▸ Stated exercise: Drop every picture, then transcribe the remaining data exactly.

▸ Source excerpt:
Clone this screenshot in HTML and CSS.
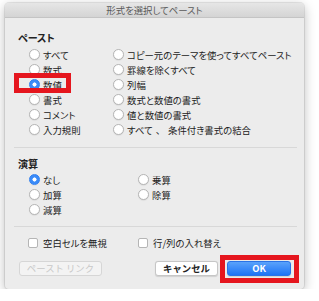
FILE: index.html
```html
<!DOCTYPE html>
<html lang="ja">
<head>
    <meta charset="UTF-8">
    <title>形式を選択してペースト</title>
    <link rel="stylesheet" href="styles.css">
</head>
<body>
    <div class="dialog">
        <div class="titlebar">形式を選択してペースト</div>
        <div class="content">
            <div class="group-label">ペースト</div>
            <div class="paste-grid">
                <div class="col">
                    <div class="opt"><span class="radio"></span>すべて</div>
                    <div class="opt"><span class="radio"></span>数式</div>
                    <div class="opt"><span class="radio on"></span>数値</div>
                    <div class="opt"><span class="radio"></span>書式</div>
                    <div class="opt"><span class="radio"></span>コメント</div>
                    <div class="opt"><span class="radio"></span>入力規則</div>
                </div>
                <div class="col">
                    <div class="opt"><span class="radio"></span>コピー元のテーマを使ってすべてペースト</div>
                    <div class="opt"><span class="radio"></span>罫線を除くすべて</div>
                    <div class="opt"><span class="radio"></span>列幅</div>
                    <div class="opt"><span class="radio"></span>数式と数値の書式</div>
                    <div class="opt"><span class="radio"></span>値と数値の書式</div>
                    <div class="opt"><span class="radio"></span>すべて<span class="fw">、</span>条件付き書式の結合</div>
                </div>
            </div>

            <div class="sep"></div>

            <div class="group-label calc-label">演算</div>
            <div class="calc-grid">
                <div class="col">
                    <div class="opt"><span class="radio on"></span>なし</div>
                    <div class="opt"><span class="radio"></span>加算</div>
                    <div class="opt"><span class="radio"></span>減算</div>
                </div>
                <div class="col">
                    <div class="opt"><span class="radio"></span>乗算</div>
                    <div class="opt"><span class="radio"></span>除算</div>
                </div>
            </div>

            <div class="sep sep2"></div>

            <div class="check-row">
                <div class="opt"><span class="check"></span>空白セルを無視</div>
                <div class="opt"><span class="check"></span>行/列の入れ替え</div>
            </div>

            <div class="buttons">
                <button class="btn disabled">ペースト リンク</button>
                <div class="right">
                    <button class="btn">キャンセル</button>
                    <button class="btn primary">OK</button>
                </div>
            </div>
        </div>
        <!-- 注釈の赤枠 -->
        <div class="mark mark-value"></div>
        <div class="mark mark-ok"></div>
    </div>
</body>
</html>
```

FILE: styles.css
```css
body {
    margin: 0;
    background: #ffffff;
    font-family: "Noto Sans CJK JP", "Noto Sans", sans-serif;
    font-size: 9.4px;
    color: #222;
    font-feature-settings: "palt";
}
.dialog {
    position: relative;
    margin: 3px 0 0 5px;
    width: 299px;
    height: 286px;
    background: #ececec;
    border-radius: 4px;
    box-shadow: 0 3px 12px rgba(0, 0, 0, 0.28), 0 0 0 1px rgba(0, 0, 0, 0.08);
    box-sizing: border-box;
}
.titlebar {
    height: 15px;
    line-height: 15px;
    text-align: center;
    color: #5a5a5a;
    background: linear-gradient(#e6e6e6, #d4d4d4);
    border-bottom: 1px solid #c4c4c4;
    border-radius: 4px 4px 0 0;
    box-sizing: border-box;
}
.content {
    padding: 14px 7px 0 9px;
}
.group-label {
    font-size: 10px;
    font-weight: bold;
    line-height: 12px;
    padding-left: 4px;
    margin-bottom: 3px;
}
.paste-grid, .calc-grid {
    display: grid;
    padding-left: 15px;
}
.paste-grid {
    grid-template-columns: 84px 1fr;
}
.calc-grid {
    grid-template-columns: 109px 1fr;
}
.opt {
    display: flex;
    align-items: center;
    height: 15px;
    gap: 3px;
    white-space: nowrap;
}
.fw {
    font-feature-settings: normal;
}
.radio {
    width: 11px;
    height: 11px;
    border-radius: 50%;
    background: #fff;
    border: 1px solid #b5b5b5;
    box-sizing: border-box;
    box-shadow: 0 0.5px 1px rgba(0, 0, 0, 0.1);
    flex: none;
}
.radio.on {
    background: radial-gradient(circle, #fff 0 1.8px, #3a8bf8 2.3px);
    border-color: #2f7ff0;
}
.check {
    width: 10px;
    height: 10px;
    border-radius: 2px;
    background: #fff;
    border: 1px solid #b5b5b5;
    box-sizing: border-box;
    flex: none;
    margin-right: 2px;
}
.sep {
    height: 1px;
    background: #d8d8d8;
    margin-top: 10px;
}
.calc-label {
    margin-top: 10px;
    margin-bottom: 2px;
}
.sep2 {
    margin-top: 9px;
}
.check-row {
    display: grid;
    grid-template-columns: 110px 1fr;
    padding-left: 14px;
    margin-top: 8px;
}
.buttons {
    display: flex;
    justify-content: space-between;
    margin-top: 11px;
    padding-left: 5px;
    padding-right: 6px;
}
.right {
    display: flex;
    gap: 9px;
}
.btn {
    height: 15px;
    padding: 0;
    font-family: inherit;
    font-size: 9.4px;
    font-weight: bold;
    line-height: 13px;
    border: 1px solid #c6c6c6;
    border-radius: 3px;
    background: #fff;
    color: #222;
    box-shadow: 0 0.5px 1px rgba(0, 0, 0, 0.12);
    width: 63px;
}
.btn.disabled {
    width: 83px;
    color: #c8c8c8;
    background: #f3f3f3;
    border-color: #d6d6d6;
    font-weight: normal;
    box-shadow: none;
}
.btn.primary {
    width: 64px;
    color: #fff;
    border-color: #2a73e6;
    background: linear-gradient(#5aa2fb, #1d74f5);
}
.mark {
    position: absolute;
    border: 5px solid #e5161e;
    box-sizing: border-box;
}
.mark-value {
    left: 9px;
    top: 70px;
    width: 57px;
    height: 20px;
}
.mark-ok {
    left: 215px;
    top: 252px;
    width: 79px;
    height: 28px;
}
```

▸ Task answer:
Clone this screenshot in HTML and CSS.
FILE: index.html
```html
<!DOCTYPE html>
<html lang="ja">
<head>
    <meta charset="UTF-8">
    <title>形式を選択してペースト</title>
    <link rel="stylesheet" href="styles.css">
</head>
<body>
    <div class="dialog">
        <div class="titlebar">形式を選択してペースト</div>
        <div class="content">
            <div class="group-label">ペースト</div>
            <div class="paste-grid">
                <div class="col">
                    <div class="opt"><span class="radio"></span>すべて</div>
                    <div class="opt"><span class="radio"></span>数式</div>
                    <div class="opt"><span class="radio on"></span>数値</div>
                    <div class="opt"><span class="radio"></span>書式</div>
                    <div class="opt"><span class="radio"></span>コメント</div>
                    <div class="opt"><span class="radio"></span>入力規則</div>
                </div>
                <div class="col">
                    <div class="opt"><span class="radio"></span>コピー元のテーマを使ってすべてペースト</div>
                    <div class="opt"><span class="radio"></span>罫線を除くすべて</div>
                    <div class="opt"><span class="radio"></span>列幅</div>
                    <div class="opt"><span class="radio"></span>数式と数値の書式</div>
                    <div class="opt"><span class="radio"></span>値と数値の書式</div>
                    <div class="opt"><span class="radio"></span>すべて<span class="fw">、</span>条件付き書式の結合</div>
                </div>
            </div>

            <div class="sep"></div>

            <div class="group-label calc-label">演算</div>
            <div class="calc-grid">
                <div class="col">
                    <div class="opt"><span class="radio on"></span>なし</div>
                    <div class="opt"><span class="radio"></span>加算</div>
                    <div class="opt"><span class="radio"></span>減算</div>
                </div>
                <div class="col">
                    <div class="opt"><span class="radio"></span>乗算</div>
                    <div class="opt"><span class="radio"></span>除算</div>
                </div>
            </div>

            <div class="sep sep2"></div>

            <div class="check-row">
                <div class="opt"><span class="check"></span>空白セルを無視</div>
                <div class="opt"><span class="check"></span>行/列の入れ替え</div>
            </div>

            <div class="buttons">
                <button class="btn disabled">ペースト リンク</button>
                <div class="right">
                    <button class="btn">キャンセル</button>
                    <button class="btn primary">OK</button>
                </div>
            </div>
        </div>
        <!-- 注釈の赤枠 -->
        <div class="mark mark-value"></div>
        <div class="mark mark-ok"></div>
    </div>
</body>
</html>
```

FILE: styles.css
```css
body {
    margin: 0;
    background: #ffffff;
    font-family: "Noto Sans CJK JP", "Noto Sans", sans-serif;
    font-size: 9.4px;
    color: #222;
    font-feature-settings: "palt";
}
.dialog {
    position: relative;
    margin: 3px 0 0 5px;
    width: 299px;
    height: 286px;
    background: #ececec;
    border-radius: 4px;
    box-shadow: 0 3px 12px rgba(0, 0, 0, 0.28), 0 0 0 1px rgba(0, 0, 0, 0.08);
    box-sizing: border-box;
}
.titlebar {
    height: 15px;
    line-height: 15px;
    text-align: center;
    color: #5a5a5a;
    background: linear-gradient(#e6e6e6, #d4d4d4);
    border-bottom: 1px solid #c4c4c4;
    border-radius: 4px 4px 0 0;
    box-sizing: border-box;
}
.content {
    padding: 14px 7px 0 9px;
}
.group-label {
    font-size: 10px;
    font-weight: bold;
    line-height: 12px;
    padding-left: 4px;
    margin-bottom: 3px;
}
.paste-grid, .calc-grid {
    display: grid;
    padding-left: 15px;
}
.paste-grid {
    grid-template-columns: 84px 1fr;
}
.calc-grid {
    grid-template-columns: 109px 1fr;
}
.opt {
    display: flex;
    align-items: center;
    height: 15px;
    gap: 3px;
    white-space: nowrap;
}
.fw {
    font-feature-settings: normal;
}
.radio {
    width: 11px;
    height: 11px;
    border-radius: 50%;
    background: #fff;
    border: 1px solid #b5b5b5;
    box-sizing: border-box;
    box-shadow: 0 0.5px 1px rgba(0, 0, 0, 0.1);
    flex: none;
}
.radio.on {
    background: radial-gradient(circle, #fff 0 1.8px, #3a8bf8 2.3px);
    border-color: #2f7ff0;
}
.check {
    width: 10px;
    height: 10px;
    border-radius: 2px;
    background: #fff;
    border: 1px solid #b5b5b5;
    box-sizing: border-box;
    flex: none;
    margin-right: 2px;
}
.sep {
    height: 1px;
    background: #d8d8d8;
    margin-top: 10px;
}
.calc-label {
    margin-top: 10px;
    margin-bottom: 2px;
}
.sep2 {
    margin-top: 9px;
}
.check-row {
    display: grid;
    grid-template-columns: 110px 1fr;
    padding-left: 14px;
    margin-top: 8px;
}
.buttons {
    display: flex;
    justify-content: space-between;
    margin-top: 11px;
    padding-left: 5px;
    padding-right: 6px;
}
.right {
    display: flex;
    gap: 9px;
}
.btn {
    height: 15px;
    padding: 0;
    font-family: inherit;
    font-size: 9.4px;
    font-weight: bold;
    line-height: 13px;
    border: 1px solid #c6c6c6;
    border-radius: 3px;
    background: #fff;
    color: #222;
    box-shadow: 0 0.5px 1px rgba(0, 0, 0, 0.12);
    width: 63px;
}
.btn.disabled {
    width: 83px;
    color: #c8c8c8;
    background: #f3f3f3;
    border-color: #d6d6d6;
    font-weight: normal;
    box-shadow: none;
}
.btn.primary {
    width: 64px;
    color: #fff;
    border-color: #2a73e6;
    background: linear-gradient(#5aa2fb, #1d74f5);
}
.mark {
    position: absolute;
    border: 5px solid #e5161e;
    box-sizing: border-box;
}
.mark-value {
    left: 9px;
    top: 70px;
    width: 57px;
    height: 20px;
}
.mark-ok {
    left: 215px;
    top: 252px;
    width: 79px;
    height: 28px;
}
```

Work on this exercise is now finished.